As with normalization (standardization) upsampling and downsampling is performed on the training data, not on the test data.
1.6.1 Up Sampling
Up sampling is done by adding sample to the training data by bootstrap sampling form the minor class, until the number of samples in the two classes are equal.
The caret package has a function upSample() to perform up sampling.
Table 2
df <- ISLR::Default
#create training and test set
set.seed(20210419)
train <- createDataPartition(df$default, p=0.7, list=F)
df_train <- df[train,]
df_test <- df[-train,]
#up sampling df_train
set.seed(20210419)
df_train_up <- upSample(df_train, df_train$default)
#standardize df_train_up
preproc <- preProcess(df_train_up, method=c("range"))
df_train_up_prep <- predict(preproc, df_train_up)

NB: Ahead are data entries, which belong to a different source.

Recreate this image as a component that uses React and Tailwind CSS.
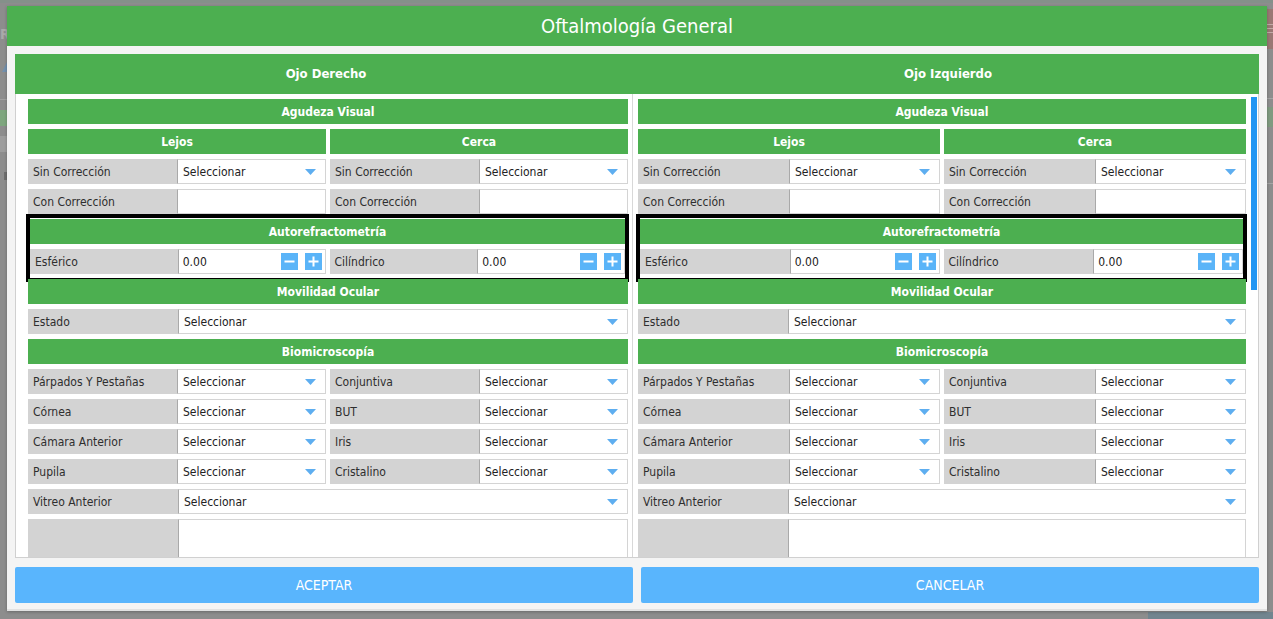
import React from "react";

const Arrow = () => (
  <svg width="11" height="6" viewBox="0 0 11 6" className="shrink-0">
    <path d="M0 0H11L5.5 6Z" fill="#5eaef0" />
  </svg>
);

function GreenBar({ children }) {
  return (
    <div className="h-[25px] shrink-0 bg-[#4caf50] flex items-center justify-center text-white font-bold text-[12px]">
      {children}
    </div>
  );
}

function Label({ children, className = "" }) {
  return (
    <div className={`bg-[#d3d3d3] flex items-center pl-[5px] pt-[1px] text-[12px] text-[#2e2e2e] whitespace-nowrap overflow-hidden ${className}`}>
      {children}
    </div>
  );
}

function SelectBox({ className = "" }) {
  return (
    <div className={`bg-white border border-[#d4d4d4] border-l-[#a9a9a9] flex items-center justify-between pl-[5px] pr-[9px] pt-[1px] text-[12px] text-[#222] ${className}`}>
      <span>Seleccionar</span>
      <Arrow />
    </div>
  );
}

function TextBox({ className = "" }) {
  return <div className={`bg-white border border-[#d4d4d4] border-l-[#a9a9a9] ${className}`} />;
}

function SmallBtn({ plus }) {
  return (
    <div className="w-[17px] h-[17px] bg-[#5ab4f8] flex items-center justify-center shrink-0">
      <svg width="11" height="11" viewBox="0 0 11 11">
        <rect x="0.5" y="4.5" width="10" height="2" fill="#fff" />
        {plus && <rect x="4.5" y="0.5" width="2" height="10" fill="#fff" />}
      </svg>
    </div>
  );
}

function NumberBox() {
  return (
    <div className="bg-white border border-[#d4d4d4] border-l-[#a9a9a9] flex items-center pl-[4px] pr-[3px] text-[12px] text-[#222]">
      <span className="flex-1 pt-[1px]">0.00</span>
      <SmallBtn />
      <div className="w-[7px]" />
      <SmallBtn plus />
    </div>
  );
}

function Cell({ label, kind }) {
  return (
    <div className="grid grid-cols-2 h-[25px]">
      <Label>{label}</Label>
      {kind === "select" && <SelectBox />}
      {kind === "text" && <TextBox />}
      {kind === "number" && <NumberBox />}
    </div>
  );
}

function Pair({ children }) {
  return <div className="grid grid-cols-2 gap-[4px] h-[25px] shrink-0">{children}</div>;
}

function Full({ label }) {
  return (
    <div className="flex h-[25px] shrink-0">
      <Label className="w-[150px] shrink-0">{label}</Label>
      <SelectBox className="flex-1" />
    </div>
  );
}

function EyeColumn() {
  return (
    <div className="flex flex-col gap-[5px]">
      <GreenBar>Agudeza Visual</GreenBar>
      <div className="grid grid-cols-2 gap-[4px]">
        <GreenBar>Lejos</GreenBar>
        <GreenBar>Cerca</GreenBar>
      </div>
      <Pair>
        <Cell label="Sin Corrección" kind="select" />
        <Cell label="Sin Corrección" kind="select" />
      </Pair>
      <Pair>
        <Cell label="Con Corrección" kind="text" />
        <Cell label="Con Corrección" kind="text" />
      </Pair>
      <div className="-mt-[1px] pt-[1px] -mb-[4px] pb-[4px] ml-[2px] mr-[3px] outline-4 outline-solid outline-black flex flex-col gap-[5px]">
        <GreenBar>Autorefractometría</GreenBar>
        <Pair>
          <Cell label="Esférico" kind="number" />
          <Cell label="Cilíndrico" kind="number" />
        </Pair>
      </div>
      <GreenBar>Movilidad Ocular</GreenBar>
      <Full label="Estado" />
      <GreenBar>Biomicroscopía</GreenBar>
      <Pair>
        <Cell label="Párpados Y Pestañas" kind="select" />
        <Cell label="Conjuntiva" kind="select" />
      </Pair>
      <Pair>
        <Cell label="Córnea" kind="select" />
        <Cell label="BUT" kind="select" />
      </Pair>
      <Pair>
        <Cell label="Cámara Anterior" kind="select" />
        <Cell label="Iris" kind="select" />
      </Pair>
      <Pair>
        <Cell label="Pupila" kind="select" />
        <Cell label="Cristalino" kind="select" />
      </Pair>
      <Full label="Vitreo Anterior" />
      <div className="flex h-[70px] shrink-0">
        <Label className="w-[150px] shrink-0" />
        <TextBox className="flex-1" />
      </div>
    </div>
  );
}

export default function App() {
  return (
    <div className="relative w-[1273px] h-[619px] overflow-hidden bg-[#8d8d8d] font-['DejaVu_Sans_Condensed','DejaVu_Sans',sans-serif]">
      {/* faint background behind overlay */}
      <div className="absolute left-0 top-0 w-full h-[3px] bg-[#85908a]" />
      <div className="absolute left-0 top-[24px] text-[14px] text-[#a9a9a9] font-bold">R</div>
      <div className="absolute left-[2px] top-[60px] w-0 h-0 border-l-[6px] border-r-[6px] border-b-[12px] border-l-transparent border-r-transparent border-b-[#7390ad]" />
      <div className="absolute left-0 top-[99px] w-[8px] h-[1px] bg-[#a0a0a0]" />
      <div className="absolute left-0 top-[110px] w-[8px] h-[16px] bg-[#7ea67e]" />
      <div className="absolute left-0 top-[136px] w-[8px] h-[16px] bg-[#9d9d9d]" />
      <div className="absolute left-[4px] top-[172px] w-[3px] h-[8px] bg-[#6f6f6f]" />
      <div className="absolute right-0 top-[9px] w-[7px] h-[40px] bg-[#9a7874]" />
      <div className="absolute right-0 top-[24px] w-[7px] h-[1px] bg-[#c2aaa7]" />
      <div className="absolute right-0 top-[28px] w-[7px] h-[1px] bg-[#c2aaa7]" />
      <div className="absolute right-0 top-[32px] w-[7px] h-[1px] bg-[#c2aaa7]" />
      <div className="absolute right-0 top-[98px] w-[7px] h-[1px] bg-[#a5a5a5]" />
      <div className="absolute right-0 top-[107px] w-[7px] h-[20px] bg-[#7f9a80]" />
      <div className="absolute right-0 top-[183px] w-[7px] h-[1px] bg-[#a5a5a5]" />
      <div className="absolute left-[1148px] top-[612px] w-[125px] h-[7px] bg-[#72858f]" />

      {/* modal */}
      <div className="absolute left-[7px] top-[6px] w-[1260px] flex flex-col bg-[#f4f4f4] border-b-[2px] border-[#e2e2e2] shadow-[0_1px_3px_rgba(0,0,0,0.25)]">
        <div className="h-[40px] bg-[#4caf50] flex items-center justify-center text-white text-[20px]">
          Oftalmología General
        </div>
        <div className="px-[8px] pt-[8px] pb-[6px] flex flex-col">
          <div className="h-[40px] bg-[#4caf50] flex text-white font-bold text-[13px]">
            <div className="flex-1 flex items-center justify-center">Ojo Derecho</div>
            <div className="flex-1 flex items-center justify-center">Ojo Izquierdo</div>
          </div>
          <div className="h-[464px] bg-white border-x border-b border-[#d0d0d0] overflow-hidden flex">
            <div className="w-[617px] shrink-0 pl-[12px] pr-[4px] pt-[5px] border-r border-[#d8d8d8]">
              <EyeColumn />
            </div>
            <div className="w-[617px] shrink-0 pl-[5px] pr-[4px] pt-[5px]">
              <EyeColumn />
            </div>
            <div className="w-[8px] shrink-0 pt-[3px] pl-[1px]">
              <div className="w-[6px] h-[193px] bg-[#2196f3]" />
            </div>
          </div>
          <div className="mt-[9px] flex gap-[8px]">
            <div className="flex-1 h-[36px] bg-[#59b5fd] rounded-[2px] flex items-center justify-center text-white text-[14px]">
              ACEPTAR
            </div>
            <div className="flex-1 h-[36px] bg-[#59b5fd] rounded-[2px] flex items-center justify-center text-white text-[14px]">
              CANCELAR
            </div>
          </div>
        </div>
      </div>
    </div>
  );
}
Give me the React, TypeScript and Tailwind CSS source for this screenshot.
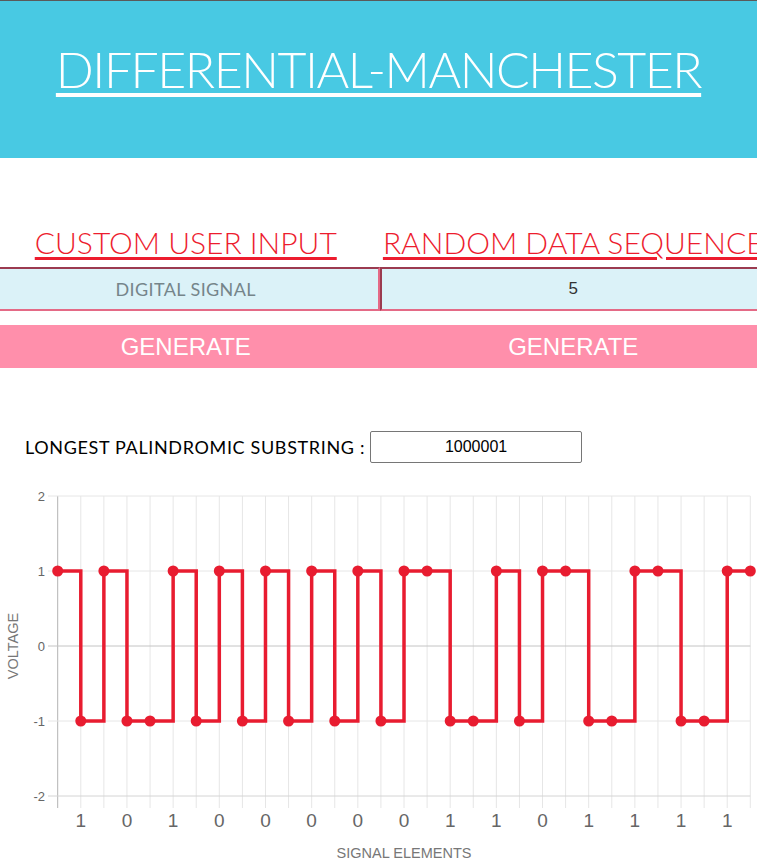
const levels = [1, -1, 1, -1, -1, 1, -1, 1, -1, 1, -1, 1, -1, 1, -1, 1, 1, -1, -1, 1, -1, 1, 1, -1, -1, 1, 1, -1, -1, 1, 1];
const bits = ["1", "0", "1", "0", "0", "0", "0", "0", "1", "1", "0", "1", "1", "1", "1"];

const X0 = 57.7;
const STEP = 23.087;
const px = (i: number) => X0 + i * STEP;
const py = (v: number) => 169 - 75 * v;

function SignalChart() {
  let d = `M ${px(0)} ${py(levels[0])}`;
  for (let i = 1; i < levels.length; i++) {
    d += ` H ${px(i)} V ${py(levels[i])}`;
  }
  const right = px(30);

  return (
    <svg width="757" height="390" className="block" fontFamily="'Liberation Sans', Arial, sans-serif">
      {/* grid */}
      {levels.map((_, i) => (
        <line key={"v" + i} x1={px(i)} x2={px(i)} y1={py(2)} y2={331} stroke={i === 0 ? "#b3b3b3" : "#e6e6e6"} strokeWidth="1" />
      ))}
      {[2, 1, 0, -1, -2].map((v) => (
        <line key={"h" + v} x1={48} x2={right} y1={py(v)} y2={py(v)} stroke={v === 0 ? "#c4c4c4" : v === -2 ? "#d4d4d4" : "#e6e6e6"} strokeWidth="1" />
      ))}
      {[2, 1, 0, -1, -2].map((v) => (
        <text key={"t" + v} x={45} y={py(v) + 5} textAnchor="end" fontSize="13" fill="#666">
          {v}
        </text>
      ))}
      <text x={0} y={0} transform={`translate(18 ${py(0)}) rotate(-90)`} textAnchor="middle" fontSize="14.5" fill="#777">
        VOLTAGE
      </text>
      {bits.map((b, k) => (
        <text key={"b" + k} x={px(2 * k + 1)} y={350} textAnchor="middle" fontSize="19" fill="#666">
          {b}
        </text>
      ))}
      <text x={404} y={381} textAnchor="middle" fontSize="14.5" fill="#777">
        SIGNAL ELEMENTS
      </text>
      <path d={d} fill="none" stroke="#e81c30" strokeWidth="3.5" />
      {levels.map((v, i) => (
        <circle key={"c" + i} cx={px(i)} cy={py(v)} r="5.5" fill="#e81c30" />
      ))}
    </svg>
  );
}

export default function App() {
  return (
    <div className="w-[757px] overflow-hidden bg-white border-t border-[#5a5a5a]">
      <div className="h-[157px] bg-[#48c9e3] pt-[38px] text-center">
        <h1 className="[font-family:Lato,'Open_Sans',sans-serif] text-[50px] leading-[1.2] font-light tracking-[-1.5px] text-white underline decoration-[4px] underline-offset-[5px]">
          DIFFERENTIAL-MANCHESTER
        </h1>
      </div>

      <div className="flex w-[775px] -ml-[8px] pt-[66px]">
        <div className="w-1/2 flex flex-col">
          <h2 className="[font-family:Lato,'Open_Sans',sans-serif] text-center text-[30px] leading-[1.2] font-light text-[#ed1c2e] underline decoration-[2.5px] underline-offset-[3px] whitespace-nowrap">
            CUSTOM USER INPUT
          </h2>
          <input
            className="[font-family:Lato,'Open_Sans',sans-serif] mt-[7px] h-[44px] w-full bg-[#dbf2f8] border-2 border-t-[#9b3b50] border-l-[#9b3b50] border-b-[#e46a86] border-r-[#e46a86] text-center text-[18px] tracking-[0.4px] placeholder:text-[#75858a] outline-none"
            placeholder="DIGITAL SIGNAL"
          />
          <button className="[font-family:'Liberation_Sans',Arial,sans-serif] mt-[14px] h-[43px] w-full bg-[#ff8fab] text-white text-[24px]">
            GENERATE
          </button>
        </div>
        <div className="w-1/2 flex flex-col">
          <h2 className="[font-family:Lato,'Open_Sans',sans-serif] text-center text-[30px] leading-[1.2] font-light text-[#ed1c2e] underline decoration-[2.5px] underline-offset-[3px] whitespace-nowrap">
            RANDOM DATA SEQUENCE
          </h2>
          <input
            readOnly
            value="5"
            className="[font-family:'Liberation_Sans',Arial,sans-serif] mt-[7px] h-[44px] w-full bg-[#dbf2f8] border-2 border-t-[#9b3b50] border-l-[#9b3b50] border-b-[#e46a86] border-r-[#e46a86] text-center text-[17px] text-[#333] outline-none"
          />
          <button className="[font-family:'Liberation_Sans',Arial,sans-serif] mt-[14px] h-[43px] w-full bg-[#ff8fab] text-white text-[24px]">
            GENERATE
          </button>
        </div>
      </div>

      <div className="flex items-center pl-[25px] pt-[63px]">
        <span className="[font-family:Lato,'Open_Sans',sans-serif] text-[18px] tracking-[0.65px] text-black whitespace-nowrap">
          LONGEST PALINDROMIC SUBSTRING :
        </span>
        <input
          readOnly
          value="1000001"
          className="[font-family:'Liberation_Sans',Arial,sans-serif] ml-[5px] h-[32px] w-[212px] border border-[#767676] rounded-[2px] text-center text-[16px] text-black outline-none"
        />
      </div>

      <div className="mt-[14px]">
        <SignalChart />
      </div>
    </div>
  );
}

#normalize df_test using the mean and sd from df_train_up_prep
df_test_prep <- predict(preproc, df_test)
Table 3
Data df_train
## default student balance income
## No :6767 No :4905 Min. : 0.0 Min. : 772
## Yes: 234 Yes:2096 1st Qu.: 481.8 1st Qu.:21166
## Median : 823.6 Median :34278
## Mean : 837.6 Mean :33353
## 3rd Qu.:1168.9 3rd Qu.:43715
## Max. :2654.3 Max. :73554
Note. The training set is unbalanced, proportion dedault=“Yes” is the same as in the whole data set, due to the use of caret::createDataPartiion() function
Table 4
Data df_train_up
## default student balance income Class
## No :6767 No :8975 Min. : 0.0 Min. : 772 No :6767
## Yes:6767 Yes:4559 1st Qu.: 802.4 1st Qu.:20058 Yes:6767
## Median :1365.3 Median :32761
## Mean :1282.9 Mean :32534
## 3rd Qu.:1789.1 3rd Qu.:43243
## Max. :2654.3 Max. :73554
Note. After up sampling the data set is balanced; the summary statistics for the predictors changed, especially for the ‘balance’ variable; this indicates that this predictor can distinguish between the two classes; an extra variable Class is added by the caret::upSample() function.
Table 5
Data df_train_up_prep
## default student balance income Class
## No :6767 No :8975 Min. :0.0000 Min. :0.0000 No :6767
## Yes:6767 Yes:4559 1st Qu.:0.3023 1st Qu.:0.2650 Yes:6767
## Median :0.5144 Median :0.4395
## Mean :0.4833 Mean :0.4364
## 3rd Qu.:0.6740 3rd Qu.:0.5835
## Max. :1.0000 Max. :1.0000
Note. The summary statistics for the predictor functions changed, because the values of these predictors are standardised.
Table 6
Data df_test_prep
## default student balance income
## No :2900 No :2151 Min. :0.0000 Min. :0.03036
## Yes: 99 Yes: 848 1st Qu.:0.1815 1st Qu.:0.28835
## Median :0.3103 Median :0.47483
## Mean :0.3128 Mean :0.45515
## 3rd Qu.:0.4362 3rd Qu.:0.59307
## Max. :0.9100 Max. :0.93207
Note. The test set is not balanced, because the model should be evaluated on real data, not on artificial added data; standardisation makes use of the Maximum and Minimum value ion the training data set, that is why Minimum and Maximum in this care van differ from 0 and 1 respectively.